A further suggestion is to ‘transform British Patient Capital into a joint-venture vehicle with the private sector.’

British Patient Capital (BPC) was created by the BBB two years ago with £2.5bn to invest over 10 years into venture and venture growth capital funds, working alongside institutional investors to unlock an additional £5bn of patient capital investment.

“We have read the report with interest, and remain focused on delivering our programme, which as of 31 December 2019 has committed over £1bn to venture capital and venture growth funds, with approximately a further £4bn committed alongside us by other institutional investors,” a BPC spokesperson told CityAM. “We regularly share market insight with the government, and any decision on the future direction of British Patient Capital is a matter for government.”

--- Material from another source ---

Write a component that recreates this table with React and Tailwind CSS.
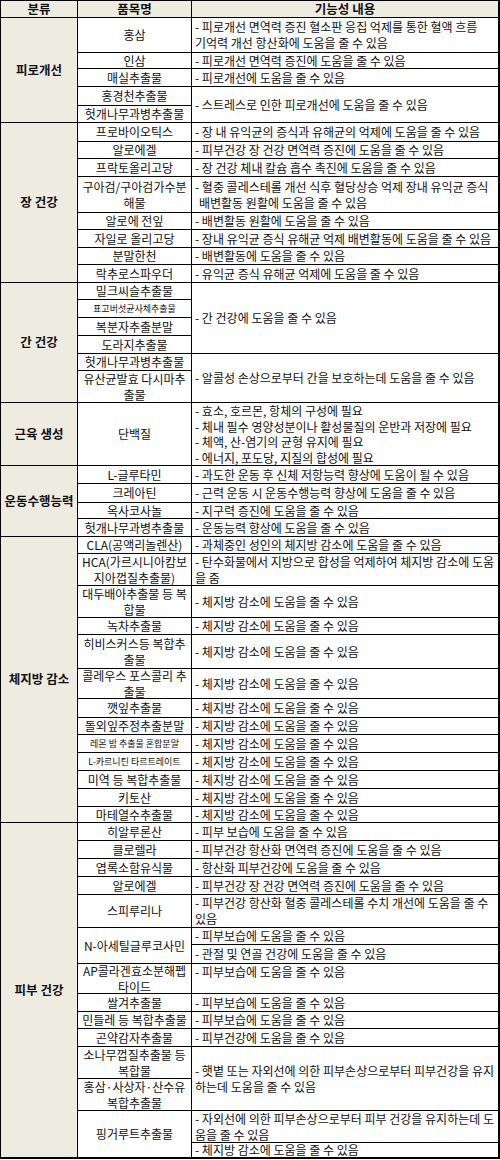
import React from "react";

const C = ({ cls = "", children }) => (
  <div className={"bg-[#eeece1] flex items-center justify-center text-center font-bold text-[12.5px] " + cls}>
    {children}
  </div>
);
const I = ({ cls = "", children }) => (
  <div className={"bg-white flex items-center justify-center text-center leading-[16px] whitespace-nowrap " + cls}>
    {children}
  </div>
);
const T = ({ cls = "", children }) => (
  <div className={"bg-white flex flex-col justify-center px-[3px] leading-[16px] whitespace-nowrap overflow-hidden " + cls}>
    {children}
  </div>
);

const FAT = "- 체지방 감소에 도움을 줄 수 있음";

export default function App() {
  return (
    <div className="w-[500px] h-[1160px] bg-white">
      <div className="w-[500px] grid grid-cols-[76px_113px_306px] grid-rows-[16px_34px_15px_17px_18px_16px_18px_16px_17px_35px_16px_17px_16px_17px_16px_17px_17px_17px_16px_31px_62px_17px_18px_15px_17px_16px_31px_31px_16px_33px_29px_18px_16px_17px_17px_17px_17px_15px_17px_17px_17px_17px_32px_16px_18px_29px_17px_16px_17px_31px_31px_31px_14px] gap-px bg-black border-black border-l border-t border-r-2 border-b-2 font-['Noto_Sans_CJK_KR','Malgun_Gothic',sans-serif] text-[12px] text-[#111]">
        {/* header */}
        <C>분류</C>
        <C>품목명</C>
        <C>기능성 내용</C>

        {/* 피로개선 */}
        <C cls="row-span-5">피로개선</C>
        <I>홍삼</I>
        <T>
          <div>- 피로개선 면역력 증진 혈소판 응집 억제를 통한 혈액 흐름</div>
          <div>기억력 개선 항산화에 도움을 줄 수 있음</div>
        </T>
        <I>인삼</I>
        <T>- 피로개선 면역력 증진에 도움을 줄 수 있음</T>
        <I>매실추출물</I>
        <T>- 피로개선에 도움을 줄 수 있음</T>
        <I>홍경천추출물</I>
        <T cls="row-span-2">- 스트레스로 인한 피로개선에 도움을 줄 수 있음</T>
        <I>헛개나무과병추출물</I>

        {/* 장 건강 */}
        <C cls="row-span-8">장 건강</C>
        <I>프로바이오틱스</I>
        <T>- 장 내 유익균의 증식과 유해균의 억제에 도움을 줄 수 있음</T>
        <I>알로에겔</I>
        <T>- 피부건강 장 건강 면역력 증진에 도움을 줄 수 있음</T>
        <I>프락토올리고당</I>
        <T>- 장 건강 체내 칼슘 흡수 촉진에 도움을 줄 수 있음</T>
        <I>
          구아검/구아검가수분
          <br />
          해물
        </I>
        <T>
          <div>- 혈중 콜레스테롤 개선 식후 혈당상승 억제 장내 유익균 증식</div>
          <div className="pl-[4px]">배변활동 원활에 도움을 줄 수 있음</div>
        </T>
        <I>알로에 전잎</I>
        <T>- 배변활동 원활에 도움을 줄 수 있음</T>
        <I>자일로 올리고당</I>
        <T>- 장내 유익균 증식 유해균 억제 배변활동에 도움을 줄 수 있음</T>
        <I>분말한천</I>
        <T>- 배변활동에 도움을 줄 수 있음</T>
        <I>락추로스파우더</I>
        <T>- 유익균 증식 유해균 억제에 도움을 줄 수 있음</T>

        {/* 간 건강 */}
        <C cls="row-span-6">간 건강</C>
        <I>밀크씨슬추출물</I>
        <T cls="row-span-4">- 간 건강에 도움을 줄 수 있음</T>
        <I cls="text-[9px]">표고버섯균사체추출물</I>
        <I>복분자추출분말</I>
        <I>도라지추출물</I>
        <I>헛개나무과병추출물</I>
        <T cls="row-span-2">- 알콜성 손상으로부터 간을 보호하는데 도움을 줄 수 있음</T>
        <I>
          유산균발효 다시마추
          <br />
          출물
        </I>

        {/* 근육 생성 */}
        <C>근육 생성</C>
        <I>단백질</I>
        <T cls="!leading-[15.5px]">
          <div>- 효소, 호르몬, 항체의 구성에 필요</div>
          <div>- 체내 필수 영양성분이나 활성물질의 운반과 저장에 필요</div>
          <div>- 체액, 산-염기의 균형 유지에 필요</div>
          <div>- 에너지, 포도당, 지질의 합성에 필요</div>
        </T>

        {/* 운동수행능력 */}
        <C cls="row-span-4">운동수행능력</C>
        <I>L-글루타민</I>
        <T>- 과도한 운동 후 신체 저항능력 향상에 도움이 될 수 있음</T>
        <I>크레아틴</I>
        <T>- 근력 운동 시 운동수행능력 향상에 도움을 줄 수 있음</T>
        <I>옥사코사놀</I>
        <T>- 지구력 증진에 도움을 줄 수 있음</T>
        <I>헛개나무과병추출물</I>
        <T>- 운동능력 향상에 도움을 줄 수 있음</T>

        {/* 체지방 감소 */}
        <C cls="row-span-13">체지방 감소</C>
        <I>CLA(공액리놀렌산)</I>
        <T>- 과체중인 성인의 체지방 감소에 도움을 줄 수 있음</T>
        <I>
          HCA(가르시니아캄보
          <br />
          지아껍질추출물)
        </I>
        <T>
          <div>- 탄수화물에서 지방으로 합성을 억제하여 체지방 감소에 도움</div>
          <div>을 줌</div>
        </T>
        <I>
          대두배아추출물 등 복
          <br />
          합물
        </I>
        <T>{FAT}</T>
        <I>녹차추출물</I>
        <T>{FAT}</T>
        <I>
          히비스커스등 복합추
          <br />
          출물
        </I>
        <T>{FAT}</T>
        <I>
          콜레우스 포스콜리 추
          <br />
          출물
        </I>
        <T>{FAT}</T>
        <I>깻잎추출물</I>
        <T>{FAT}</T>
        <I>돌외잎주정추출분말</I>
        <T>{FAT}</T>
        <I cls="text-[9px]">레몬 밤 추출물 혼합분말</I>
        <T>{FAT}</T>
        <I cls="text-[9px]">L-카르니틴 타르트레이트</I>
        <T>{FAT}</T>
        <I>미역 등 복합추출물</I>
        <T>{FAT}</T>
        <I>키토산</I>
        <T>{FAT}</T>
        <I>마테열수추출물</I>
        <T>{FAT}</T>

        {/* 피부 건강 */}
        <C cls="row-span-15">피부 건강</C>
        <I>히알루론산</I>
        <T>- 피부 보습에 도움을 줄 수 있음</T>
        <I>클로렐라</I>
        <T>- 피부건강 항산화 면역력 증진에 도움을 줄 수 있음</T>
        <I>엽록소함유식물</I>
        <T>- 항산화 피부건강에 도움을 줄 수 있음</T>
        <I>알로에겔</I>
        <T>- 피부건강 장 건강 면역력 증진에 도움을 줄 수 있음</T>
        <I>스피루리나</I>
        <T>
          <div>- 피부건강 항산화 혈중 콜레스테롤 수치 개선에 도움을 줄 수</div>
          <div>있음</div>
        </T>
        <I cls="row-span-2">N-아세틸글루코사민</I>
        <T>- 피부보습에 도움을 줄 수 있음</T>
        <T>- 관절 및 연골 건강에 도움을 줄 수 있음</T>
        <I>
          AP콜라겐효소분해펩
          <br />
          타이드
        </I>
        <T cls="!justify-start">- 피부보습에 도움을 줄 수 있음</T>
        <I>쌀겨추출물</I>
        <T>- 피부보습에 도움을 줄 수 있음</T>
        <I>민들레 등 복합추출물</I>
        <T>- 피부보습에 도움을 줄 수 있음</T>
        <I>곤약감자추출물</I>
        <T>- 피부건강에 도움을 줄 수 있음</T>
        <I>
          소나무껍질추출물 등
          <br />
          복합물
        </I>
        <T cls="row-span-2">
          <div>- 햇볕 또는 자외선에 의한 피부손상으로부터 피부건강을 유지</div>
          <div>하는데 도움을 줄 수 있음</div>
        </T>
        <I>
          홍삼·사상자·산수유
          <br />
          복합추출물
        </I>
        <I cls="row-span-2">핑거루트추출물</I>
        <T>
          <div>- 자외선에 의한 피부손상으로부터 피부 건강을 유지하는데 도</div>
          <div>움을 줄 수 있음</div>
        </T>
        <T cls="!leading-[14px] !overflow-visible">{FAT}</T>
      </div>
    </div>
  );
}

Financing Britain’s future stars

Government continues to be focused on reaction to the pandemic, including the schemes launched to help businesses during the crisis.

But as lockdown measures ease, breathing space is emerging for initiatives with longer-term horizons: for example, the recent green light for the Fintech Strategic Review, first announced in March’s Budget.

The Comprehensive Spending Review (CSR), which should be published this autumn, is broader and more significant.

The headlines – even yesterday, as Marks & Spencer announced a whopping 7,000 job losses – lay bare the struggles of so many big companies and, sadly, will likely keep coming. But they also serve indirectly to highlight the importance of having the best funding infrastructure possible in place to enable the corporate stars of the future to fulfil their potential. The Future of Growth Capital, then, makes for timely reading.